Yesterday my husband and I spent the whole afternoon in our garden.  My hands are a bit worse for the wear and I was tired and cranky last night but it was well worth it.

For those of you who garden, you will really understand the joy of watching your seedlings come up and urging them along.

We face several challenges gardening in the Rocky Mountains at 8000 feet.  First off, you can get frost up until the middle of June and as early as late August.  We have set up a system to cover the garden this year.  Last year we had several tomato plants with lots of green tomatoes and corn and zucchini we lost to the frost.  We are much more prepared this year.  I also learned you can pull up the tomato plants and hang them upside down in a sunny spot in your house and the tomatoes will continue to ripen.

Then there are the critters.  Ground squirrels, rabbits, prairie dogs, deer and elk all menace my garden.  We have a garden that has been dug underneath at about 4-5 feet and with heavy-duty mesh wire sheets laid down so the burrowing creatures cannot help themselves to our crops.  The garden is actually above this mesh with dirt about 4 feet high over the mesh.
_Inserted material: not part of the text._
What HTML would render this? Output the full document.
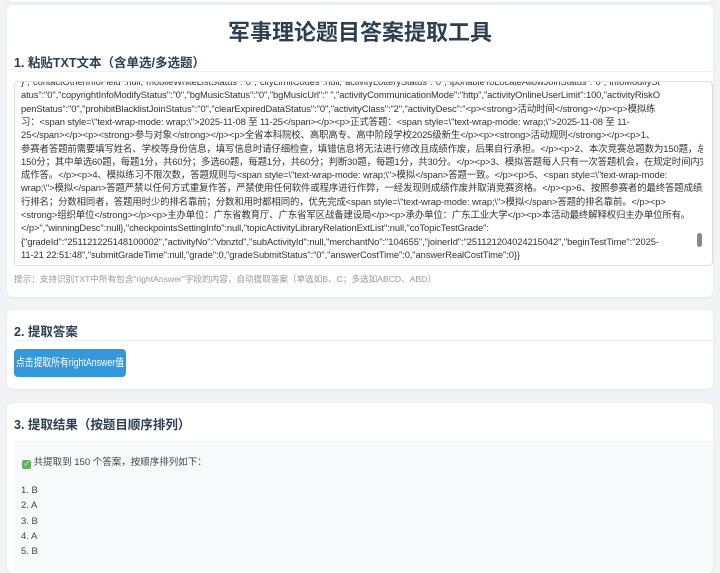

This wire mesh continues up the sides of the fences and the fences are 7 feet high to discourage the deer.  Now as for the Elk we just have to cross our fingers that a huge bull elk does not decide to push the fence over to get at our goodies.  It has not happened yet!  Cross your fingers for me.

My husband spent about a week this spring re-building the door and reinforcing the fence around the outside so there are not any holes for ground squirrels to get in.  I had a lovely crop of cabbage and collard greens that the ground squirrels enjoyed last spring because we had a hole in the fence.

It is such a gamble to try to garden under these conditions that the chance we will succeed with gardening is pretty small but we also learned a lot last year to help us protect the garden this year.  If this project fails at least we had fun doing it.  I loved hanging out with my husband in the quiet mountain air and listening to some classical music on his smart phone while digging in the dirt.  Yesterday afternoon was priceless.

Before we started out to the garden plot we sat down for a tasty and light salad for lunch.  We talked about how fun it would be to eat our own salad greens.  The ones we were eating came from Whole Foods.  Our salad rows are looking like they have been chewed on by the moths that come out in the early evening.  Do any of you experience gardeners know how to deal with this?

Spring Salad with Chevre, Chicken and Red Onions

Serves 4

1 lb Mixed Spring Salad Greens

1/4 red onion sliced thinly

1/2 carrot grated on a box grater on the small holes

1/2 lb Laurels Chanel Chevre crumbled

8 chicken tenders

2 tbs extra virgin olive oil

2 tbs balsamic vinegar

Sea salt and pepper to taste

Heat oven to 425 degrees.  Place chicken tenders in a roasting pan and drizzle 1 tbs balsamic vinegar and 1 tbs olive oil over the top.  Season with sea salt and cracked pepper.

Bake until cooked through but not tough on the outside.  About 15 minutes or until internal read thermometer reads 160.

Cool in the refrigerator for 20 minutes.

Toss salad greens, grated carrot and sliced red onion together.

Top with shredded chicken, crumbled goat cheese and 1 tbs balsamic vinegar and olive oil.  Season to taste.